RE: [Proposal] Add foreign-server health checks infrastructure

From: "kuroda(dot)hayato(at)fujitsu(dot)com" <kuroda(dot)hayato(at)fujitsu(dot)com>
To: "osumi(dot)takamichi(at)fujitsu(dot)com" <osumi(dot)takamichi(at)fujitsu(dot)com>, 'Önder Kalacı' <onderkalaci(at)gmail(dot)com>, Fujii Masao <masao(dot)fujii(at)oss(dot)nttdata(dot)com>
Cc: Andres Freund <andres(at)anarazel(dot)de>, "pgsql-hackers(at)lists(dot)postgresql(dot)org" <pgsql-hackers(at)lists(dot)postgresql(dot)org>, "Shinya11(dot)Kato(at)oss(dot)nttdata(dot)com" <Shinya11(dot)Kato(at)oss(dot)nttdata(dot)com>, "zyu(at)yugabyte(dot)com" <zyu(at)yugabyte(dot)com>, Kyotaro Horiguchi <horikyota(dot)ntt(at)gmail(dot)com>
Subject: RE: [Proposal] Add foreign-server health checks infrastructure
Date: 2022-10-17 12:25:21
Message-ID: TYAPR01MB5866E2788F327896D2AF4E42F5299@TYAPR01MB5866.jpnprd01.prod.outlook.com
Views: Raw Message | Whole Thread | Download mbox | Resend email
Thread:
Lists: pgsql-hackers

Dear Osumi-san,

> I mainly followed the steps there and
> replaced the command "SELECT" for the remote table at 6-9 with "INSERT"
> command.
> Then, after waiting for few seconds, the "COMMIT" succeeded like below output,
> even after the server stop of the worker side.
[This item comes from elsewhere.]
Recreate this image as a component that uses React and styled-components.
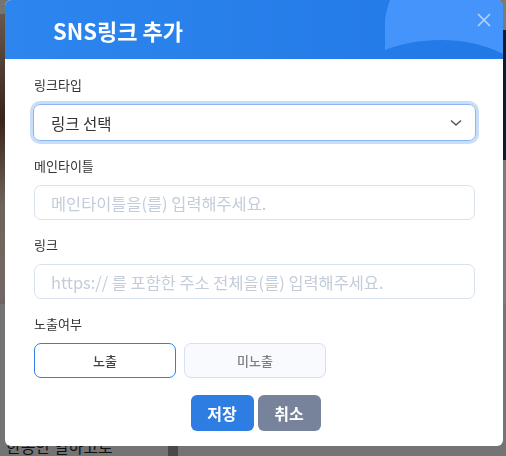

> Additionally, the last reference "SELECT" which failed above can succeed,
> if I restart the worker server before the "SELECT" command to the remote table.
> This means the transaction looks successful but the data isn't there ?
> Could you please have a look at this issue ?

Good catch. This was occurred because we disconnected the crashed server.

Previously the failed server had been disconnected in the pgfdw_connection_check().
It was OK if the transaction(or statement) was surely cacneled.
But currently the statement might be not canceled because QueryCancelPending might be cleaned up[1].

If we failed to cancel statements and reached pgfdw_xact_callback(),
the connection would not be used because entry->conn is NULL.
That's why you sucseeded to do "COMMIT".
However, the backend did not send "COMMIT" command to the srever,
so inserted data was vanished on remote server.

I understood that we should not call disconnect_pg_server(entry->conn) even if we detect the disconnection.
If should be controlled in Xact callback. This will be modified in next version.

Moreover, I noticed that we should enable timer even if the QueryCancelMessage was not NULL.
If we do not turn on here, the checking will be never enabled again.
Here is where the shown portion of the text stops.